Is Wall Street At It Again…?

Lately, I’ve been reading a lot about Alternative Mutual Funds, and invited Greg McBride, Senior Financial Analyst at Bankrate.com to a discussion on these funds.

An AMF is essentially a regulated mutual fund with the investing freedom and upside of a hedge fund but without many of its downsides. AMFs are open to all investors, not just the rich, charge significantly lower fees, disclose their investments, may be bought or sold daily, and have higher liquidity than hedge funds.

AMFs commonly go long or short stocks, invest in commodities or focus on multiple strategies.

Long-Short

AMFs simultaneously go long (buy stocks for price appreciation) and short (borrow and sell ‘over-valued’ stocks hoping to buy them back later at lower prices) to enhance returns.

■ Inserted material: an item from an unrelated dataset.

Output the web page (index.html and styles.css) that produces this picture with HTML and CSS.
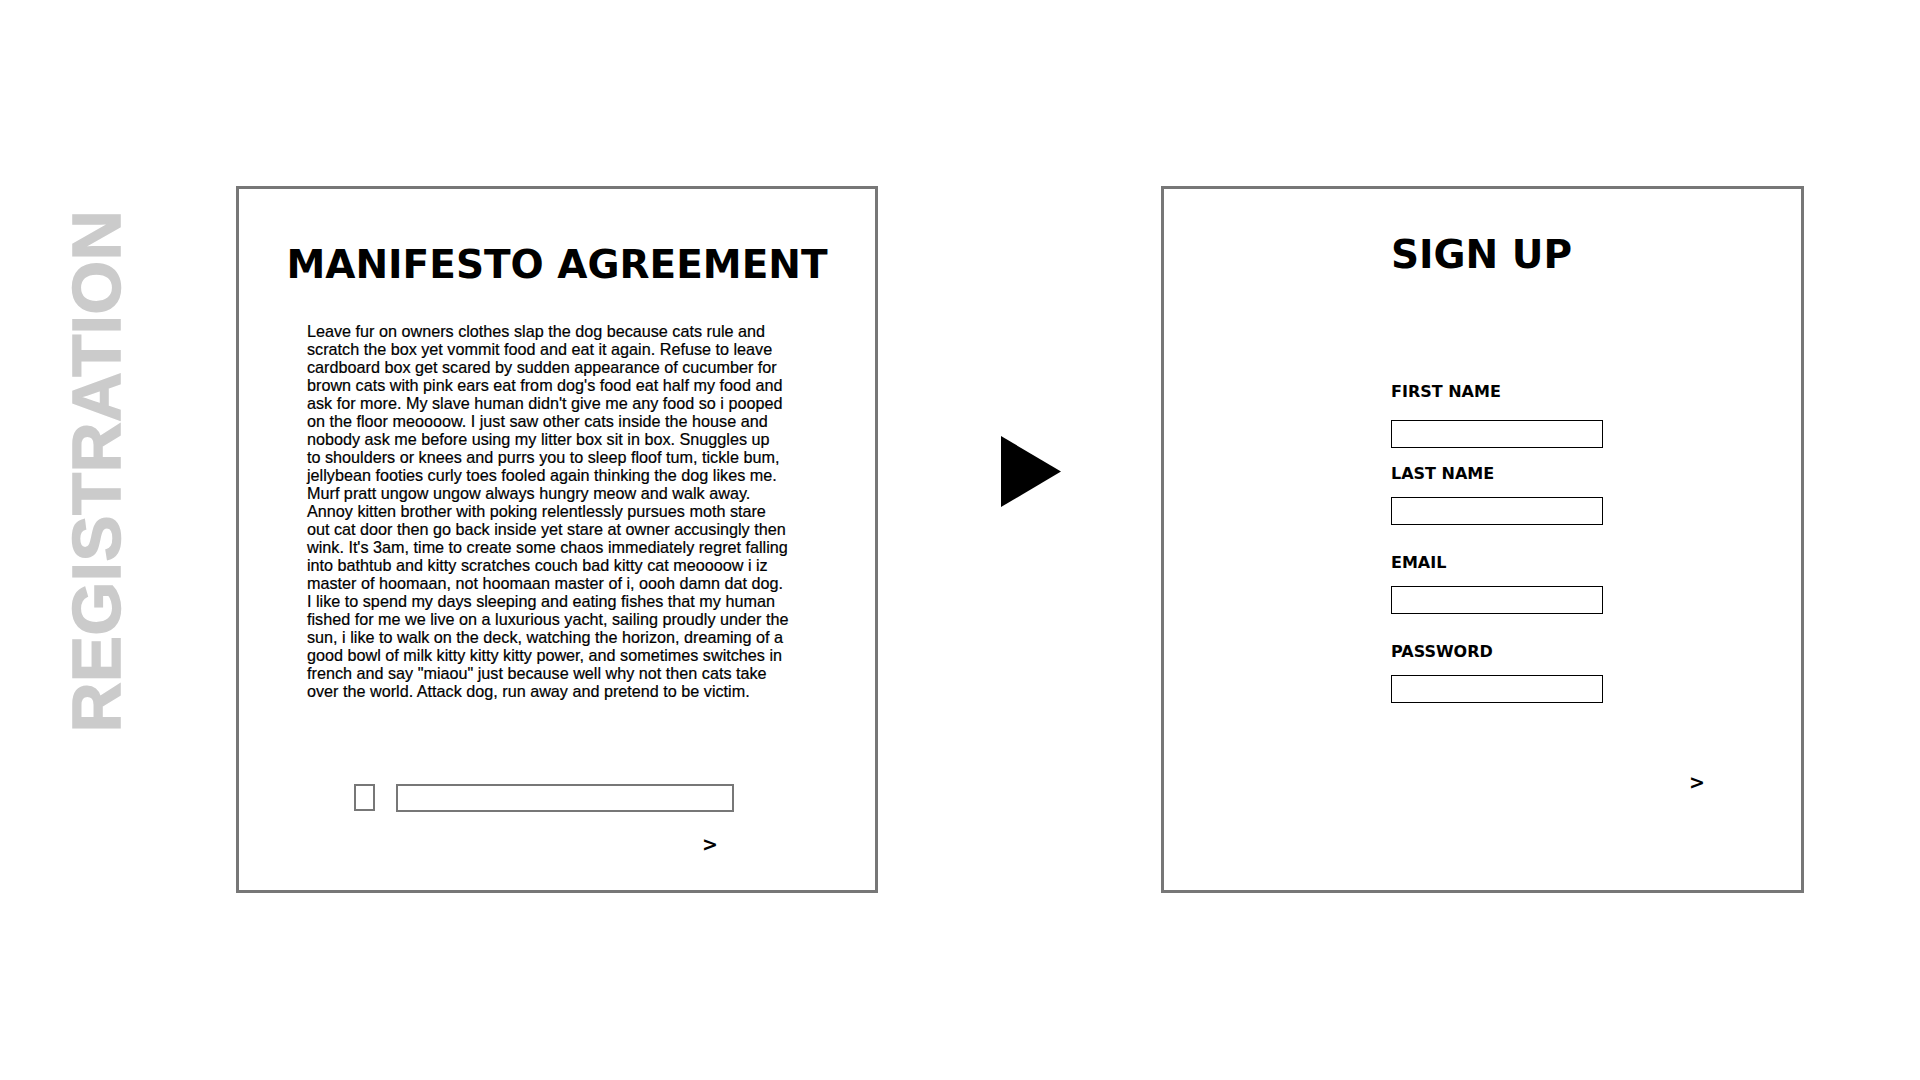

On a long position, shares bought at say $20 could, in the worst case, go to zero. On a short position, instead of falling, shares could rise to say $80 or higher, causing losses of $60 or more. So going short is dangerous and may cause sizable losses if positions are not hedged.

Commodities

AMFs also invest in commodities – natural resources like oil, food items from orange juice to soybeans, precious metals such as gold, silver or platinum, and more.

Commodities do not always move in sync with stocks or bonds, and may thereby add diversification to your portfolio while also reducing volatility. As with every investment, investors must carefully assess valuation and risk. In 2008, investors who bought crude oil by the bucketful at $140 per barrel got crushed when crude fell to $35 per barrel.

Multi-Strategy Fund

A multi-strategy fund – also called an Absolute Return Fund focuses on generating positive returns in every investing environment. Greg adds that multi-strategy funds are not hemmed into any particular asset class – they can go long or short, buy assets or futures, use derivatives and trade less-liquid investments.

Such funds aren’t a replacement for other asset classes but should supplement them, and be used as the seasoning to your investment soup, not as basic stock.

Greg warns that multi-strategy funds have higher fees, higher minimum investment amounts and possibly less liquidity than long-only or index funds. If events cause everyone to want to exit at the same time, a fund’s price may drop sharply perhaps well below the actual value of its holdings. For example, during the flash crash in May 2010, investors simultaneously headed for the exits causing prices to drop precipitously.

Suspect Marketing

Investors have realized that actively-managed mutual funds regularly under-perform the market and so they have moved to less expensive index funds. As a result, Wall Street has lost sizable fee revenues.

Nowadays, investors are clamoring for some assurance in an uncertain world. In response, Wall Street is aggressively marketing AMFs – more for their higher fees than their touted benefits as less volatile and less risky than traditional funds. Whether excess returns justify such higher fees remains to be seen.

Wall Street is a sales culture – they will develop products that seemingly assuage investor fears. Unfortunately, an alternative mutual fund may create more problems than solutions for the small investor at the wrong time. So buyer, beware!